● Required task:
Print every entry exactly as written.

"""

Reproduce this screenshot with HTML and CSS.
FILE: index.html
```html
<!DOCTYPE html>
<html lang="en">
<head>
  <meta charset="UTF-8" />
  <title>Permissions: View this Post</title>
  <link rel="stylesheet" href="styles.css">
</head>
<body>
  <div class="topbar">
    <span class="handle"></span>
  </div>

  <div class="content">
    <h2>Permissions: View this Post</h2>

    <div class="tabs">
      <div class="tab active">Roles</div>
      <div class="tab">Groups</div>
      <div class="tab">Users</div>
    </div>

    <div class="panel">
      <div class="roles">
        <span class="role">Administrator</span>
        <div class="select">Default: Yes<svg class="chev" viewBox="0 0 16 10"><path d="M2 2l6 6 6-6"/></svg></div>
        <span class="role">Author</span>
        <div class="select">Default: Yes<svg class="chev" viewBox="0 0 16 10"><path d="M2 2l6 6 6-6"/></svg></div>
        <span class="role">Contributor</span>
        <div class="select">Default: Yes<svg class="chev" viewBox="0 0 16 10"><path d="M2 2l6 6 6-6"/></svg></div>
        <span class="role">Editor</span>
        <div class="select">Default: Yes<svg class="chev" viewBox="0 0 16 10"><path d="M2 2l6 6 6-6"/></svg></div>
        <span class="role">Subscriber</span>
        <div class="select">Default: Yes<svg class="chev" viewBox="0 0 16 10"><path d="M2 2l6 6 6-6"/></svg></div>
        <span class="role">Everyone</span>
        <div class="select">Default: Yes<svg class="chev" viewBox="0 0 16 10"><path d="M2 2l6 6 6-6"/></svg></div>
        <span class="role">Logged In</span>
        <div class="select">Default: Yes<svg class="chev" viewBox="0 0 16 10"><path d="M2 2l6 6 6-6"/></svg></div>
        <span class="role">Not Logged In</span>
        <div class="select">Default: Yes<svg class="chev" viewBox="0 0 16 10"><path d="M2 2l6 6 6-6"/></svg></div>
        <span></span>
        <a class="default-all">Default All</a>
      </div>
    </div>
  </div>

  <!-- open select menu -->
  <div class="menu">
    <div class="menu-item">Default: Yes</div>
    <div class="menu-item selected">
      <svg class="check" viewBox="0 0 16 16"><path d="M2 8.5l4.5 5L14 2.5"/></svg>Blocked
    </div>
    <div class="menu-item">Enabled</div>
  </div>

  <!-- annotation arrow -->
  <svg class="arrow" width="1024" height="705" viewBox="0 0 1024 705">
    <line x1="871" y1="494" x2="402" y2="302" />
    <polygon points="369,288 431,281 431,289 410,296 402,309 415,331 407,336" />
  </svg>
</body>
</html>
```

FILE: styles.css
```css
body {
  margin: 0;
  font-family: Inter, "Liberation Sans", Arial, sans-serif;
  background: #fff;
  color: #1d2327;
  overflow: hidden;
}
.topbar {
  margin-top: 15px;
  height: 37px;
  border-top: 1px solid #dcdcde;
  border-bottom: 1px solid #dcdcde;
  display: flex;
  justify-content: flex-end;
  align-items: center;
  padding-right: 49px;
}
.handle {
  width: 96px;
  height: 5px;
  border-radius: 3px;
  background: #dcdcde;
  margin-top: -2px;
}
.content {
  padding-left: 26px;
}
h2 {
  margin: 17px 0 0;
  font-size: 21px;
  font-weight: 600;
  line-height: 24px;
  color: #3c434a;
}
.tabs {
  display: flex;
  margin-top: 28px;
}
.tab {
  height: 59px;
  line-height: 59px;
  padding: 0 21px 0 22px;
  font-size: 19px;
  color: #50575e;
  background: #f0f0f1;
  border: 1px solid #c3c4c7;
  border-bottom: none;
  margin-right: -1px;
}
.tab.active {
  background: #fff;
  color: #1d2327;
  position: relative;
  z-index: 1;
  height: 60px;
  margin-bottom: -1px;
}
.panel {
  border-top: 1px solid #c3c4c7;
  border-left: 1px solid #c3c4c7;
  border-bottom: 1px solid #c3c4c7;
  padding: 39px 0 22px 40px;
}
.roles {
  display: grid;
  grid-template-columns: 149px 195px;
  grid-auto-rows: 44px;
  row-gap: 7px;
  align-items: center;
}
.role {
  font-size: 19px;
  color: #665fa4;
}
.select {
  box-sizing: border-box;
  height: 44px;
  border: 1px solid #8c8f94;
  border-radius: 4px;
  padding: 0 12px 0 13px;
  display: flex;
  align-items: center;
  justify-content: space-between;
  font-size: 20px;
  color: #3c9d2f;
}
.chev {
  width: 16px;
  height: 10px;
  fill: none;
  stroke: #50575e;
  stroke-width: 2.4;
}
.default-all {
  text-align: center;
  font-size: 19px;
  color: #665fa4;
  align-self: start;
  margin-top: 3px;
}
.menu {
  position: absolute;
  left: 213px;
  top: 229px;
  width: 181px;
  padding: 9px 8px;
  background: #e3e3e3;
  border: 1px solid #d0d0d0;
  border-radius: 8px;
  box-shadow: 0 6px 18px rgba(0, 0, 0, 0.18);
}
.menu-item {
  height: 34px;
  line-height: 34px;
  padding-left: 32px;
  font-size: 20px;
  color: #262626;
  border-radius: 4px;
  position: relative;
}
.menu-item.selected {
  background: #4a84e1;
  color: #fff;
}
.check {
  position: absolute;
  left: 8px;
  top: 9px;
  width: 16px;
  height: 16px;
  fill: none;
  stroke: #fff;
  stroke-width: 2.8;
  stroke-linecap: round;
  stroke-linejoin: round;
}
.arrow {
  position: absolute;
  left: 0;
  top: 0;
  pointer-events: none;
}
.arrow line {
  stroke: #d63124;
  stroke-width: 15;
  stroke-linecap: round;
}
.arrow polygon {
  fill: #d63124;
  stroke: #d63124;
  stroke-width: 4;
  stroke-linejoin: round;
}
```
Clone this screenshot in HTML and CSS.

"""

● Complete response:
Reproduce this screenshot with HTML and CSS.
FILE: index.html
```html
<!DOCTYPE html>
<html lang="en">
<head>
  <meta charset="UTF-8" />
  <title>Permissions: View this Post</title>
  <link rel="stylesheet" href="styles.css">
</head>
<body>
  <div class="topbar">
    <span class="handle"></span>
  </div>

  <div class="content">
    <h2>Permissions: View this Post</h2>

    <div class="tabs">
      <div class="tab active">Roles</div>
      <div class="tab">Groups</div>
      <div class="tab">Users</div>
    </div>

    <div class="panel">
      <div class="roles">
        <span class="role">Administrator</span>
        <div class="select">Default: Yes<svg class="chev" viewBox="0 0 16 10"><path d="M2 2l6 6 6-6"/></svg></div>
        <span class="role">Author</span>
        <div class="select">Default: Yes<svg class="chev" viewBox="0 0 16 10"><path d="M2 2l6 6 6-6"/></svg></div>
        <span class="role">Contributor</span>
        <div class="select">Default: Yes<svg class="chev" viewBox="0 0 16 10"><path d="M2 2l6 6 6-6"/></svg></div>
        <span class="role">Editor</span>
        <div class="select">Default: Yes<svg class="chev" viewBox="0 0 16 10"><path d="M2 2l6 6 6-6"/></svg></div>
        <span class="role">Subscriber</span>
        <div class="select">Default: Yes<svg class="chev" viewBox="0 0 16 10"><path d="M2 2l6 6 6-6"/></svg></div>
        <span class="role">Everyone</span>
        <div class="select">Default: Yes<svg class="chev" viewBox="0 0 16 10"><path d="M2 2l6 6 6-6"/></svg></div>
        <span class="role">Logged In</span>
        <div class="select">Default: Yes<svg class="chev" viewBox="0 0 16 10"><path d="M2 2l6 6 6-6"/></svg></div>
        <span class="role">Not Logged In</span>
        <div class="select">Default: Yes<svg class="chev" viewBox="0 0 16 10"><path d="M2 2l6 6 6-6"/></svg></div>
        <span></span>
        <a class="default-all">Default All</a>
      </div>
    </div>
  </div>

  <!-- open select menu -->
  <div class="menu">
    <div class="menu-item">Default: Yes</div>
    <div class="menu-item selected">
      <svg class="check" viewBox="0 0 16 16"><path d="M2 8.5l4.5 5L14 2.5"/></svg>Blocked
    </div>
    <div class="menu-item">Enabled</div>
  </div>

  <!-- annotation arrow -->
  <svg class="arrow" width="1024" height="705" viewBox="0 0 1024 705">
    <line x1="871" y1="494" x2="402" y2="302" />
    <polygon points="369,288 431,281 431,289 410,296 402,309 415,331 407,336" />
  </svg>
</body>
</html>
```

FILE: styles.css
```css
body {
  margin: 0;
  font-family: Inter, "Liberation Sans", Arial, sans-serif;
  background: #fff;
  color: #1d2327;
  overflow: hidden;
}
.topbar {
  margin-top: 15px;
  height: 37px;
  border-top: 1px solid #dcdcde;
  border-bottom: 1px solid #dcdcde;
  display: flex;
  justify-content: flex-end;
  align-items: center;
  padding-right: 49px;
}
.handle {
  width: 96px;
  height: 5px;
  border-radius: 3px;
  background: #dcdcde;
  margin-top: -2px;
}
.content {
  padding-left: 26px;
}
h2 {
  margin: 17px 0 0;
  font-size: 21px;
  font-weight: 600;
  line-height: 24px;
  color: #3c434a;
}
.tabs {
  display: flex;
  margin-top: 28px;
}
.tab {
  height: 59px;
  line-height: 59px;
  padding: 0 21px 0 22px;
  font-size: 19px;
  color: #50575e;
  background: #f0f0f1;
  border: 1px solid #c3c4c7;
  border-bottom: none;
  margin-right: -1px;
}
.tab.active {
  background: #fff;
  color: #1d2327;
  position: relative;
  z-index: 1;
  height: 60px;
  margin-bottom: -1px;
}
.panel {
  border-top: 1px solid #c3c4c7;
  border-left: 1px solid #c3c4c7;
  border-bottom: 1px solid #c3c4c7;
  padding: 39px 0 22px 40px;
}
.roles {
  display: grid;
  grid-template-columns: 149px 195px;
  grid-auto-rows: 44px;
  row-gap: 7px;
  align-items: center;
}
.role {
  font-size: 19px;
  color: #665fa4;
}
.select {
  box-sizing: border-box;
  height: 44px;
  border: 1px solid #8c8f94;
  border-radius: 4px;
  padding: 0 12px 0 13px;
  display: flex;
  align-items: center;
  justify-content: space-between;
  font-size: 20px;
  color: #3c9d2f;
}
.chev {
  width: 16px;
  height: 10px;
  fill: none;
  stroke: #50575e;
  stroke-width: 2.4;
}
.default-all {
  text-align: center;
  font-size: 19px;
  color: #665fa4;
  align-self: start;
  margin-top: 3px;
}
.menu {
  position: absolute;
  left: 213px;
  top: 229px;
  width: 181px;
  padding: 9px 8px;
  background: #e3e3e3;
  border: 1px solid #d0d0d0;
  border-radius: 8px;
  box-shadow: 0 6px 18px rgba(0, 0, 0, 0.18);
}
.menu-item {
  height: 34px;
  line-height: 34px;
  padding-left: 32px;
  font-size: 20px;
  color: #262626;
  border-radius: 4px;
  position: relative;
}
.menu-item.selected {
  background: #4a84e1;
  color: #fff;
}
.check {
  position: absolute;
  left: 8px;
  top: 9px;
  width: 16px;
  height: 16px;
  fill: none;
  stroke: #fff;
  stroke-width: 2.8;
  stroke-linecap: round;
  stroke-linejoin: round;
}
.arrow {
  position: absolute;
  left: 0;
  top: 0;
  pointer-events: none;
}
.arrow line {
  stroke: #d63124;
  stroke-width: 15;
  stroke-linecap: round;
}
.arrow polygon {
  fill: #d63124;
  stroke: #d63124;
  stroke-width: 4;
  stroke-linejoin: round;
}
```
Clone this screenshot in HTML and CSS.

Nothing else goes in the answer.